LISTEN: Eric McMahon, Memphis Grizzlies mascot coordinator
The Rendezvous Ribs, named after a local barbecue restaurant, get ready for their appearance on the court. Memphis is one of the nation's barbecue capitals, and the Ribs are among the many recurring characters who populate the FedExForum. "We were trying to figure out how to use the Ribs at first," Eric McMahon says. The Grizzlies' game operations team ultimately decided to cast the Ribs as the goons in the elaborate wrestling universe they've created. The Ribs match up against unwitting contestants in games of 3-on-3 basketball. "These guys are just alpha male brutes," McMahon says. "Knocking someone down in a big rib costume with a smiley face -- I always like the humor."
LISTEN: Justin Baker, in-house DJ for the Memphis Grizzlies
Justin Baker prepares his "click effects" for the upcoming game. Baker selects the musical riffs that are played over the sound system during the live game. Rather than rely on standard clips that most arenas play, Baker gravitates to a more eclectic mix of music that differentiates the game experience in Memphis. "That's sort of become a rule around here," Baker says. "No 'Mexican Hat Dance,' no 'Day-O,' no 'Everybody Clap Your Hands.'" Baker sizes up what's happening on the floor before making his selection, calibrating the music for tension and game situation.

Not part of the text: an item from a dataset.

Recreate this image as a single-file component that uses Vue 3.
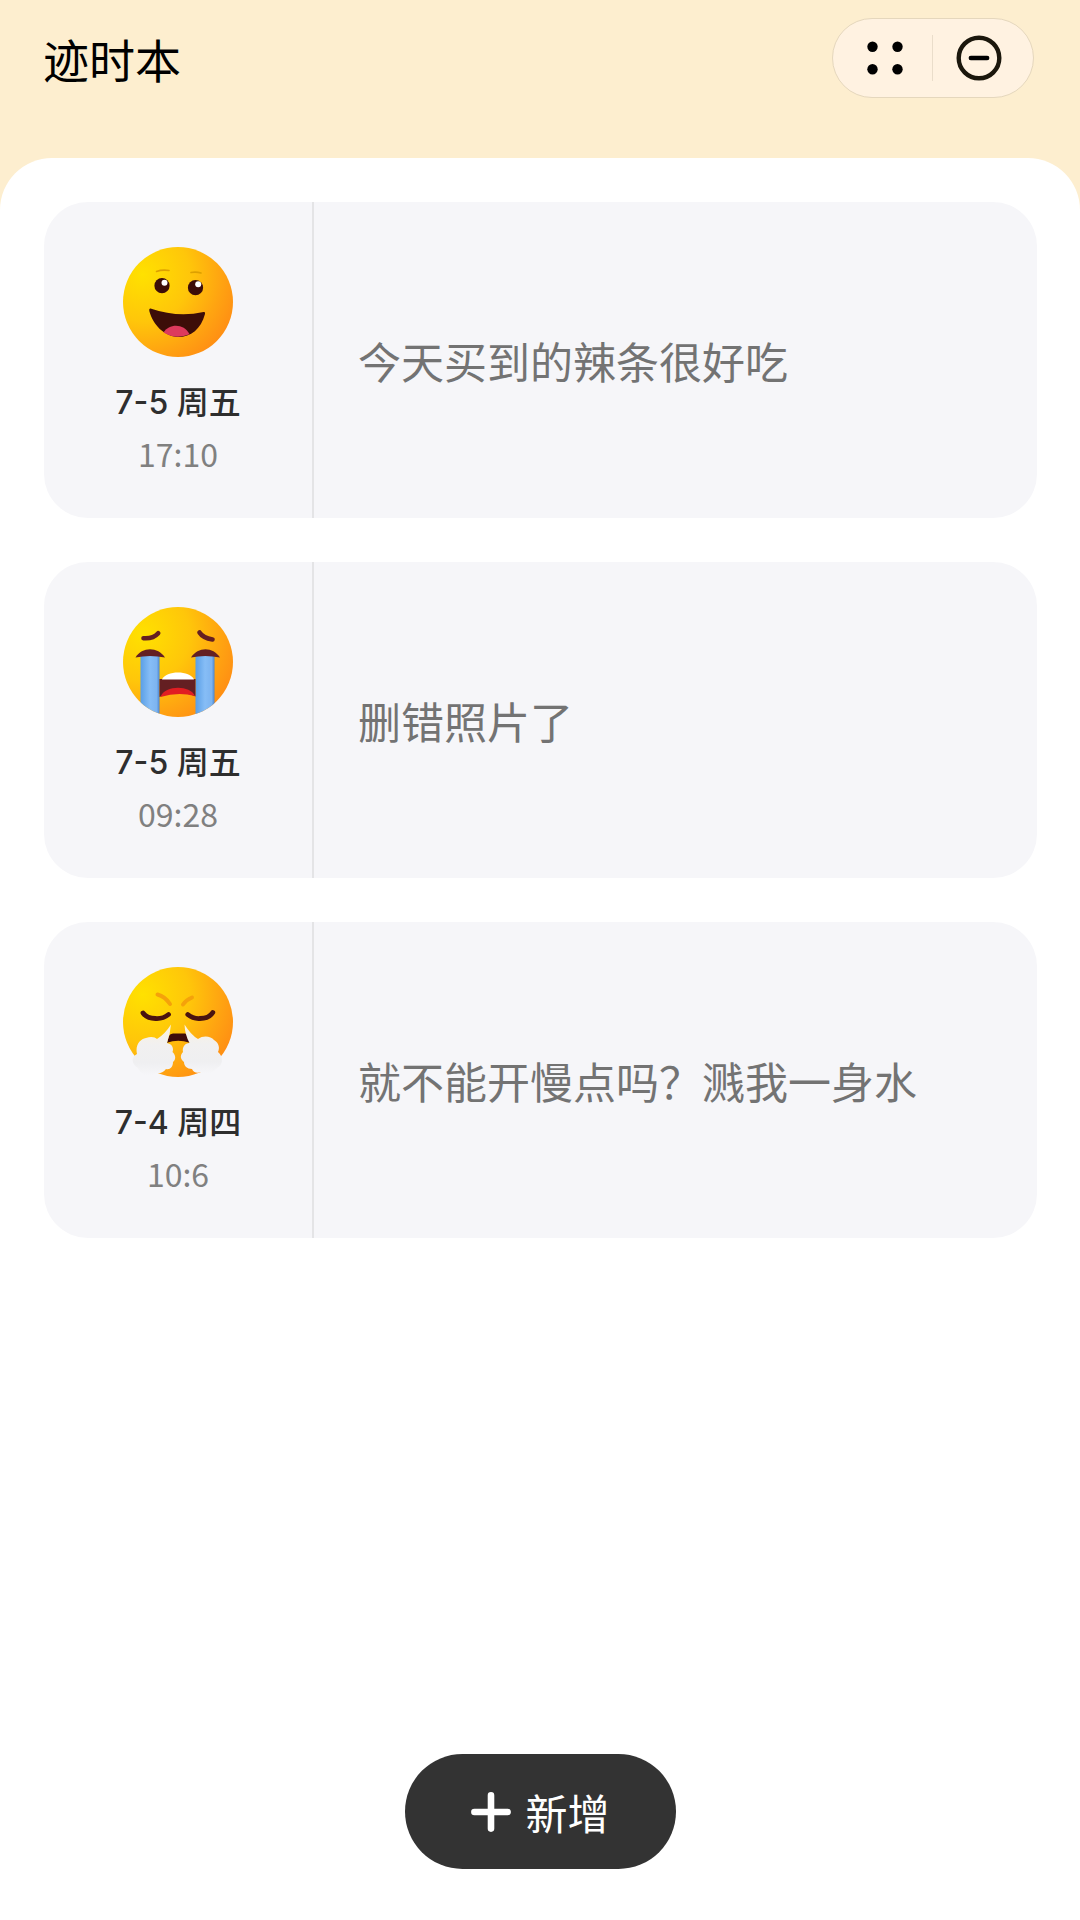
<script setup>
import { ref } from 'vue'

const records = ref([
  { id: 1, mood: 'happy', date: '7-5', week: '周五', time: '17:10', text: '今天买到的辣条很好吃' },
  { id: 2, mood: 'cry', date: '7-5', week: '周五', time: '09:28', text: '删错照片了' },
  { id: 3, mood: 'angry', date: '7-4', week: '周四', time: '10:6', text: '就不能开慢点吗？溅我一身水' }
])
</script>

<template>
  <div class="page">
    <header class="header">
      <h1 class="title">迹时本</h1>
      <div class="capsule">
        <button type="button" class="capsule-btn" aria-label="菜单">
          <svg width="44" height="44" viewBox="0 0 44 44">
            <circle cx="9.5" cy="10.7" r="5.2" />
            <circle cx="34.5" cy="10.7" r="5.2" />
            <circle cx="9.5" cy="33.3" r="5.2" />
            <circle cx="34.5" cy="33.3" r="5.2" />
          </svg>
        </button>
        <span class="capsule-line"></span>
        <button type="button" class="capsule-btn" aria-label="关闭">
          <svg width="46" height="46" viewBox="0 0 46 46" fill="none" stroke-linecap="round">
            <circle cx="23" cy="23" r="20.3" stroke="#1b170c" stroke-width="4.4" />
            <path d="M14.8 23h16.4" stroke="#000" stroke-width="4.4" />
          </svg>
        </button>
      </div>
    </header>

    <main class="panel">
      <ul class="list">
        <li v-for="item in records" :key="item.id" class="card">
          <div class="side">
            <!-- mood face -->
            <svg class="face" viewBox="0 0 110 110">
              <defs>
                <radialGradient :id="'skin' + item.id" cx="0.18" cy="0.25" r="0.95">
                  <stop offset="0" stop-color="#ffe100" />
                  <stop offset="0.45" stop-color="#ffc60a" />
                  <stop offset="0.75" stop-color="#ffa411" />
                  <stop offset="1" stop-color="#ff8a14" />
                </radialGradient>
                <linearGradient :id="'tear' + item.id">
                  <stop offset="0" stop-color="#5a9fe6" />
                  <stop offset="0.5" stop-color="#86bdf6" />
                  <stop offset="0.85" stop-color="#7db4f0" />
                  <stop offset="1" stop-color="#4a85cf" />
                </linearGradient>
                <linearGradient :id="'smoke' + item.id" x1="0" y1="0" x2="0" y2="1">
                  <stop offset="0" stop-color="#fbf3df" />
                  <stop offset="0.4" stop-color="#f1f0f0" />
                  <stop offset="0.75" stop-color="#efeff1" />
                  <stop offset="1" stop-color="#f6f6f9" />
                </linearGradient>
                <clipPath :id="'round' + item.id"><circle cx="55" cy="55" r="55" /></clipPath>
              </defs>
              <circle cx="55" cy="55" r="55" :fill="`url(#skin${item.id})`" />

              <g v-if="item.mood === 'happy'">
                <g fill="none" stroke="#dda000" stroke-width="1.6" stroke-linecap="round">
                  <path d="M33.5 24.5Q39 22.5 46 23.5" />
                  <path d="M68 25.5Q73 24.5 78 26" />
                </g>
                <g fill="#3d0d08">
                  <circle cx="39" cy="38.7" r="7.6" />
                  <circle cx="72.5" cy="40.7" r="7.6" />
                  <path d="M27.5 61.5Q55 71 80.5 65Q82.6 64.6 82 67C78 82 68 90 55 90C41 89 30 78 26.3 64Q25.8 61 27.5 61.5Z" />
                </g>
                <circle cx="41.5" cy="35.7" r="3" fill="#fff" />
                <circle cx="75.2" cy="37.2" r="3" fill="#fff" />
                <path d="M40.5 85.5C46 76.5 61 76 66.5 87.3Q53 93 40.5 85.5Z" fill="#dd3a5d" />
              </g>

              <g v-else-if="item.mood === 'cry'">
                <g :clip-path="`url(#round${item.id})`">
                  <rect x="17.5" y="47" width="19" height="63" :fill="`url(#tear${item.id})`" />
                  <rect x="72.5" y="47" width="19" height="63" :fill="`url(#tear${item.id})`" />
                </g>
                <g fill="none" stroke="#641f22" stroke-width="4.6" stroke-linecap="round">
                  <path d="M20.5 31.2Q30 32 35.2 26.2" />
                  <path d="M76.5 25.5Q80 31 89.5 32.5" />
                </g>
                <g fill="#641f22">
                  <path d="M12.5 50.5C19 39.5 35 39.5 42 50.5Q27 47.5 12.5 50.5Z" />
                  <path d="M68 50.5C75 39.5 90 39.5 97 50.5Q82 47.5 68 50.5Z" />
                  <path d="M36.5 72h36v17.5Q55 82 36.5 90Z" />
                </g>
                <path d="M39 72.5C43 63.2 67 63.2 71 72.5Z" fill="#fff" />
                <path d="M37.5 90C42 78 67 78 72 89Q55 84.5 37.5 90Z" fill="#e11d22" />
              </g>

              <g v-else>
                <g fill="none" stroke-linecap="round">
                  <g stroke="#f5a20a" stroke-width="4">
                    <path d="M34.5 27.5Q42 29.5 47 37" />
                    <path d="M69 30.5Q63 33 60 37.5" />
                  </g>
                  <g stroke="#4a1310" stroke-width="4.8">
                    <path d="M20 46Q24 51.5 32.5 51.5Q40 52 45.5 47.5" />
                    <path d="M64.8 47.5Q70 52 77 51.5Q86 51.5 89.8 45.5" />
                  </g>
                </g>
                <path d="M44 75.8L46 69Q47 66.5 50 66.5H62Q64.5 66.5 65.3 69L66.8 75.8Q55 71.5 44 75.8Z" fill="#3f0c0b" />
                <g :fill="`url(#smoke${item.id})`">
                  <path d="M48 57.5Q47 68 44 76C49 77 51 81 49.5 85C53 88 53 93 50 95C50 100 47 103 43 102C40 106 36 107 33 106C26 111 18 108 15 101C8 97 8 90 14 87C12 78 17 72 23 71C28 69 32 70 34 72Q42 67 48 57.5Z" />
                  <path d="M61.5 57.5Q68 68 75 72C80 68 88 69 91 73C96 76 97 81 95 85C101 90 100 98 94 101C89 107 82 108 78 105C74 107 70 105 69 102C64 102 61 99 61 95C57 92 57 88 60 85C59 80 62 76 66.5 76Q62 68 61.5 57.5Z" />
                </g>
              </g>
            </svg>
            <span class="date">{{ item.date }} {{ item.week }}</span>
            <span class="time">{{ item.time }}</span>
          </div>
          <p class="text">{{ item.text }}</p>
        </li>
      </ul>

      <button type="button" class="add">
        <svg width="40" height="40" viewBox="0 0 40 40" stroke="#fff" stroke-width="6.6" stroke-linecap="round">
          <path d="M20 3.4v33.2M3.4 20h33.2" />
        </svg>
        新增
      </button>
    </main>
  </div>
</template>

<style>
body {
  margin: 0;
}
</style>

<style scoped>
.page {
  min-height: 100vh;
  display: flex;
  flex-direction: column;
  background: #fdeecf;
  font-family: "Noto Sans CJK SC", sans-serif;
}
.header {
  height: 158px;
  padding: 18px 46px 0 43px;
  box-sizing: border-box;
  display: flex;
  align-items: flex-start;
  justify-content: space-between;
}
.title {
  margin: 0;
  font-size: 46px;
  font-weight: 400;
  line-height: 80px;
  color: #000;
}
.capsule {
  width: 202px;
  height: 80px;
  box-sizing: border-box;
  display: flex;
  align-items: center;
  border: 1px solid #e5d7bd;
  border-radius: 40px;
  background: #fff2e1;
}
.capsule-btn {
  flex: 1;
  display: flex;
  justify-content: center;
  border: 0;
  background: none;
}
.capsule-btn:first-child {
  padding: 0 0 0 6px;
}
.capsule-btn:last-child {
  padding: 0 8px 0 0;
}
.capsule-line {
  width: 1px;
  height: 46px;
  background: #eaddca;
}
.panel {
  flex: 1;
  display: flex;
  flex-direction: column;
  align-items: center;
  justify-content: space-between;
  padding: 44px 43px 51px 44px;
  border-radius: 52px 52px 0 0;
  background: #fff;
}
.list {
  width: 100%;
  margin: 0 0 44px;
  padding: 0;
  display: flex;
  flex-direction: column;
  gap: 44px;
  list-style: none;
}
.card {
  display: flex;
  min-height: 316px;
  border-radius: 44px;
  background: #f6f6f9;
}
.side {
  width: 268px;
  display: flex;
  flex-direction: column;
  align-items: center;
  padding-top: 45px;
  border-right: 2px solid #e4e4e6;
}
.face {
  width: 110px;
  height: 110px;
  margin-bottom: 20px;
}
.date,
.time {
  font-size: 32px;
}
.date {
  line-height: 52px;
  font-family: Inter, "Noto Sans CJK SC", sans-serif;
  font-weight: 500;
  color: #2e2e2e;
}
.time {
  line-height: 48px;
  color: #808080;
}
.text {
  flex: 1;
  align-self: center;
  margin: 0;
  padding: 0 44px;
  font-size: 43px;
  line-height: 60px;
  color: #737373;
}
.add {
  display: flex;
  align-items: center;
  justify-content: center;
  gap: 14px;
  width: 271px;
  height: 115px;
  padding: 0;
  border: 0;
  border-radius: 58px;
  background: #333;
  color: #fff;
  font-family: inherit;
  font-size: 42px;
}
</style>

LISTEN: Jamie Dunham, fiancée to Eric McMahon
Grizz waves a Grizzlies flag atop a 25-foot ladder after sprinting up from the court. "I thought it went really well," McMahon says. "It was tiring. At one point, I was reaching down to get the flag and I was like, 'I'm not so comfortable right now!'" For McMahon, the rest of the night is all downhill from here -- he'll pump up the crowd during the remaining timeouts -- but the real thrill is in set pieces like the ladder climb in which there's an element of physical risk. "I live for those moments when I'm out of my comfort zone," McMahon says.